Social Innovation Brings Hope to Mali Slum
Gandhi, pioneer of voluntary action and social innovation in modern India, famously said, “it is health that is real wealth”. Health is widely recognized as a key concern for NGOs working in the poorest areas of the world. Sadly the marriage of health care and social innovation is rarely seen among large NGOs and international health organizations. The lack of long-term solutions and the failure to address root causes of problems can mean the failure of seemingly well-intended aid projects. So the importance of a health organization that seeks to provide social innovation for lasting change cannot be underestimated.
The Mali Health Organizing Project (MHOP) is an NGO that provides healthcare to some of the poorest people of Mali. The project was conceived by Caitlin Cohen, Erica Trauba, and Lindsay Ryan. They founded the project when they were students studying at Brown University, Long Island. Originally they went to Mali to work on an HIV study with a Brown University professor. As a result of the field trip Cohen, Trauba and Ryan became interested in applying the past work they had done on community organizing and social innovation in the US to a community health project in Mali. In 2006 they returned to Mali and started conducting formative research, interviewing local leaders, and establishing partnerships. In 2007 The Mali Health Organizing Project was officially incorporated as a US registered nonprofit. They have been developing the project ever since.
Mali is the third poorest country in the world. Health needs in Mali are enormous: nationally 1 in 5 children die before their fifth birthday mostly from preventable illness such as diarrhea. The organization works with people living in one of the country’s fast-growing slum neighborhoods. In the slum communities people live in especially deprived conditions. They occupy precarious housing structures with either poor or non-existent sanitation, limited access to clean water and electricity and lack of security of tenure (ownership of land or property rights). Disease travels fast and slum dwellers suffer from poor health. Basic services, such as education and healthcare, are poor or in many cases not available. As informal settlers, slum dwellers have very few rights and so struggle to make a case for help with the authorities. Social innovation is needed as much as direct aid. Fortunately MHOP uses it’s unique approach to provide both.

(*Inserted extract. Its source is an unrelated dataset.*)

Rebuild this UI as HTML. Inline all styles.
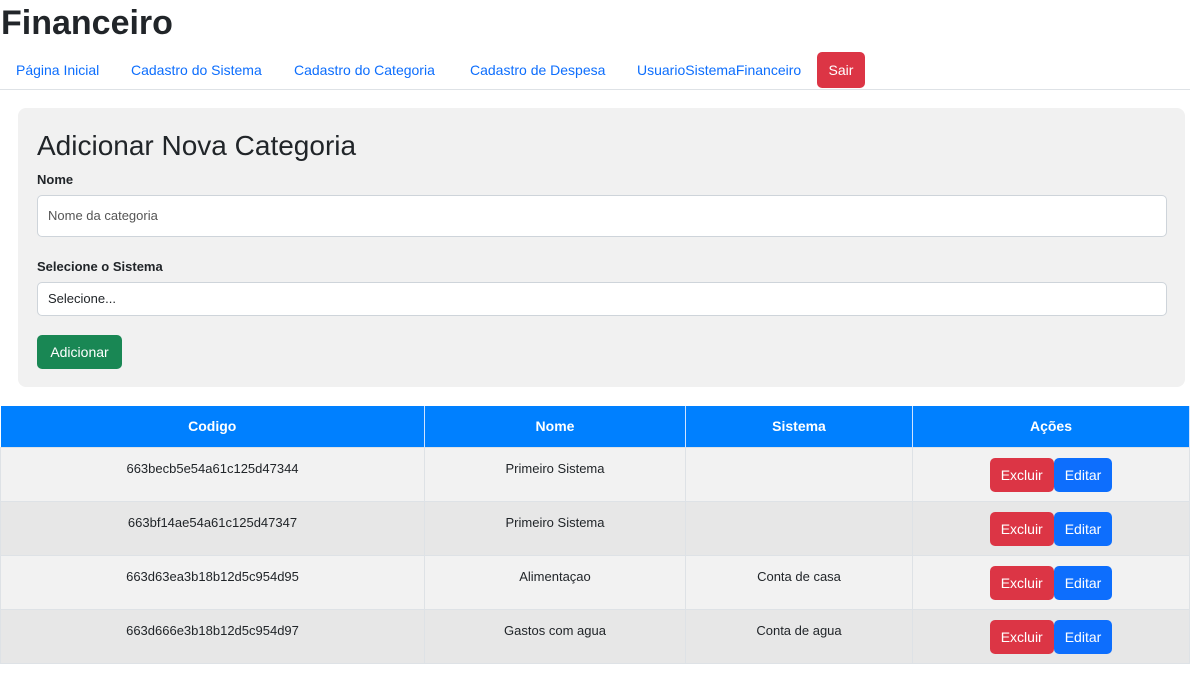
<!DOCTYPE html>
<html><head><meta charset="utf-8"><style>
*{box-sizing:border-box;margin:0;padding:0}
body{width:1190px;height:677px;background:#fff;font-family:"Liberation Sans",sans-serif;color:#212529;position:relative;overflow:hidden}
.a{position:absolute}
h1{position:absolute;left:1px;top:2px;font-size:34px;font-weight:bold;line-height:42px}
.nav a{position:absolute;top:62px;font-size:14px;color:#0d6efd;text-decoration:none}
.sair{position:absolute;left:817px;top:52px;width:48px;height:36px;background:#dc3545;color:#fff;border-radius:5px;font-size:14px;text-align:center;line-height:36px}
.line{left:0;top:89px;width:1190px;height:1px;background:#dee2e6}
.card{left:18px;top:108px;width:1167px;height:279px;background:#f1f1f1;border-radius:8px}
.inp{background:#fff;border:1px solid #ced4da;border-radius:5px;font-size:13px;color:#555;padding-left:10px}
table{position:absolute;left:0;top:406px;width:1190px;border-collapse:collapse;font-size:13px}
th{background:#0080ff;color:#fff;height:41px;font-size:14px;border-right:1px solid #cfe3ff}
td{height:54px;text-align:center;border:1px solid #dee2e6;vertical-align:top;padding-top:13px}
tr.o td{background:#f2f2f2}tr.e td{background:#e7e7e7}
.b{display:inline-block;color:#fff;height:34px;line-height:34px;padding:0 11px;border-radius:5px;font-size:14px;margin-top:-3px}
</style></head><body>
<h1>Financeiro</h1>
<div class="nav"><a style="left:16px">Página Inicial</a><a style="left:131px">Cadastro do Sistema</a><a style="left:294px">Cadastro do Categoria</a><a style="left:470px">Cadastro de Despesa</a><a style="left:637px">UsuarioSistemaFinanceiro</a></div>
<div class="sair">Sair</div>
<div class="a line"></div>
<div class="a card"></div>
<div class="a" style="left:37px;top:128px;font-size:28px;line-height:36px">Adicionar Nova Categoria</div>
<div class="a" style="left:37px;top:172px;font-size:13px;font-weight:bold">Nome</div>
<div class="a inp" style="left:37px;top:195px;width:1130px;height:42px;line-height:40px">Nome da categoria</div>
<div class="a" style="left:37px;top:259px;font-size:13px;font-weight:bold">Selecione o Sistema</div>
<div class="a inp" style="left:37px;top:282px;width:1130px;height:34px;line-height:32px;color:#212529">Selecione...</div>
<div class="a" style="left:37px;top:335px;width:85px;height:34px;background:#198754;color:#fff;border-radius:5px;font-size:14px;line-height:34px;text-align:center">Adicionar</div>
<table>
<tr><th style="width:424px">Codigo</th><th style="width:261px">Nome</th><th style="width:227px">Sistema</th><th>Ações</th></tr>
<tr class="o"><td>663becb5e54a61c125d47344</td><td>Primeiro Sistema</td><td></td><td><span class="b" style="background:#dc3545">Excluir</span><span class="b" style="background:#0d6efd">Editar</span></td></tr>
<tr class="e"><td>663bf14ae54a61c125d47347</td><td>Primeiro Sistema</td><td></td><td><span class="b" style="background:#dc3545">Excluir</span><span class="b" style="background:#0d6efd">Editar</span></td></tr>
<tr class="o"><td>663d63ea3b18b12d5c954d95</td><td>Alimentaçao</td><td>Conta de casa</td><td><span class="b" style="background:#dc3545">Excluir</span><span class="b" style="background:#0d6efd">Editar</span></td></tr>
<tr class="e"><td>663d666e3b18b12d5c954d97</td><td>Gastos com agua</td><td>Conta de agua</td><td><span class="b" style="background:#dc3545">Excluir</span><span class="b" style="background:#0d6efd">Editar</span></td></tr>
</table>
</body></html>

So far MHOP has established a community clinic, expanded access to primary healthcare, increased community governance, and promoted individual empowerment. One of MHOP’s social innovation projects is the Action for Health initiative, a program which provides in-home health care and health education for women and children. Instead of charging user fees, which deter the poorest from seeking care, MHOP charges “action-fees.” All adults must participate in three health actions per year. These vary from community trash clean up days to tree planting campaigns to malnutrition awareness events. This way, MHOP helps create economic, social, and political capital without demanding cash from people who cannot afford to pay. MHOP also intensively trains local residents in simple primary care and health education techniques. Community Health Workers visit families twice monthly, evaluating each child’s health. When a child is sick, the Community Health Worker accompanies the family to the clinic, ensuring that the sick child receives care. To ensure that children get the care they need, MHOP covers the cost of treatment for the 5 leading killers of children under the age of 5 (diarrhea, malnutrition, malaria, acute respiratory infections and measles), as well as health emergencies.
MHOP tracks participation in the Health Actions project, as well as collecting health data. They have conducted a baseline health survey, and their Community Health Workers collect data on basic health indicators (height, weight, temperature) during home visits. They use specially designed cell phones that allow them to text data back to a central server at MHOP’s clinic, creating electronic medical records that help with program M&E and also support doctors in effectively treating patients when they come in for treatment. Currently 400 children use the Health Action program. Depending on funding MHOP hopes to double the program next year.